*Task statement*. Quote all of the data that follows exactly as written, skipping the images.

*Data shown*.
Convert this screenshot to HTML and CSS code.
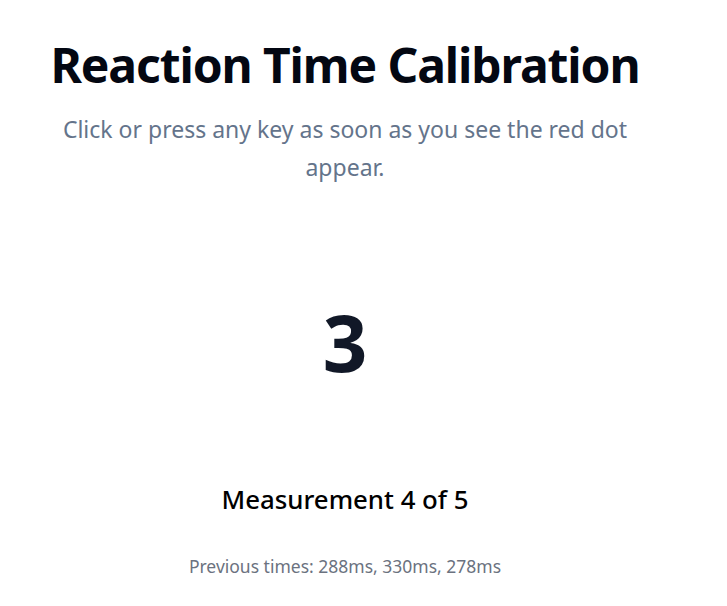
FILE: index.html
```html
<!DOCTYPE html>
<html lang="en">
<head>
<meta charset="utf-8">
<title>Reaction Time Calibration</title>
<link rel="stylesheet" href="styles.css">
</head>
<body>
<main class="page">
  <h1 class="title">Reaction Time Calibration</h1>
  <p class="subtitle">Click or press any key as soon as you see the red dot appear.</p>
  <div class="stage">
    <div class="countdown">3</div>
  </div>
  <h2 class="progress">Measurement 4 of 5</h2>
  <p class="history">Previous times: 288ms, 330ms, 278ms</p>
</main>
</body>
</html>
```
FILE: styles.css
```css
html, body {
  margin: 0;
  padding: 0;
  background: #ffffff;
}
body {
  font-family: "Noto Sans", "Open Sans", sans-serif;
}
.page {
  width: 690px;
  display: flex;
  flex-direction: column;
  align-items: center;
  text-align: center;
  padding-top: 36px;
}
.title {
  margin: 0;
  font-size: 48px;
  line-height: 58px;
  font-weight: 700;
  letter-spacing: -1.1px;
  color: #030712;
}
.subtitle {
  margin: 16px 0 0;
  max-width: 580px;
  font-size: 23px;
  line-height: 38px;
  color: #64748b;
}
.stage {
  height: 296px;
  display: flex;
  align-items: center;
  justify-content: center;
  box-sizing: border-box;
  padding: 117px 0 101px;
}
.countdown {
  font-size: 78px;
  line-height: 78px;
  font-weight: 700;
  color: #111827;
}
.progress {
  margin: 0;
  font-size: 25.8px;
  line-height: 34px;
  font-weight: 500;
  color: #000000;
}
.history {
  margin: 38px 0 0;
  font-size: 17.5px;
  line-height: 24px;
  color: #6b7280;
}
```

*Exercise solution*.
Convert this screenshot to HTML and CSS code.
FILE: index.html
```html
<!DOCTYPE html>
<html lang="en">
<head>
<meta charset="utf-8">
<title>Reaction Time Calibration</title>
<link rel="stylesheet" href="styles.css">
</head>
<body>
<main class="page">
  <h1 class="title">Reaction Time Calibration</h1>
  <p class="subtitle">Click or press any key as soon as you see the red dot appear.</p>
  <div class="stage">
    <div class="countdown">3</div>
  </div>
  <h2 class="progress">Measurement 4 of 5</h2>
  <p class="history">Previous times: 288ms, 330ms, 278ms</p>
</main>
</body>
</html>
```
FILE: styles.css
```css
html, body {
  margin: 0;
  padding: 0;
  background: #ffffff;
}
body {
  font-family: "Noto Sans", "Open Sans", sans-serif;
}
.page {
  width: 690px;
  display: flex;
  flex-direction: column;
  align-items: center;
  text-align: center;
  padding-top: 36px;
}
.title {
  margin: 0;
  font-size: 48px;
  line-height: 58px;
  font-weight: 700;
  letter-spacing: -1.1px;
  color: #030712;
}
.subtitle {
  margin: 16px 0 0;
  max-width: 580px;
  font-size: 23px;
  line-height: 38px;
  color: #64748b;
}
.stage {
  height: 296px;
  display: flex;
  align-items: center;
  justify-content: center;
  box-sizing: border-box;
  padding: 117px 0 101px;
}
.countdown {
  font-size: 78px;
  line-height: 78px;
  font-weight: 700;
  color: #111827;
}
.progress {
  margin: 0;
  font-size: 25.8px;
  line-height: 34px;
  font-weight: 500;
  color: #000000;
}
.history {
  margin: 38px 0 0;
  font-size: 17.5px;
  line-height: 24px;
  color: #6b7280;
}
```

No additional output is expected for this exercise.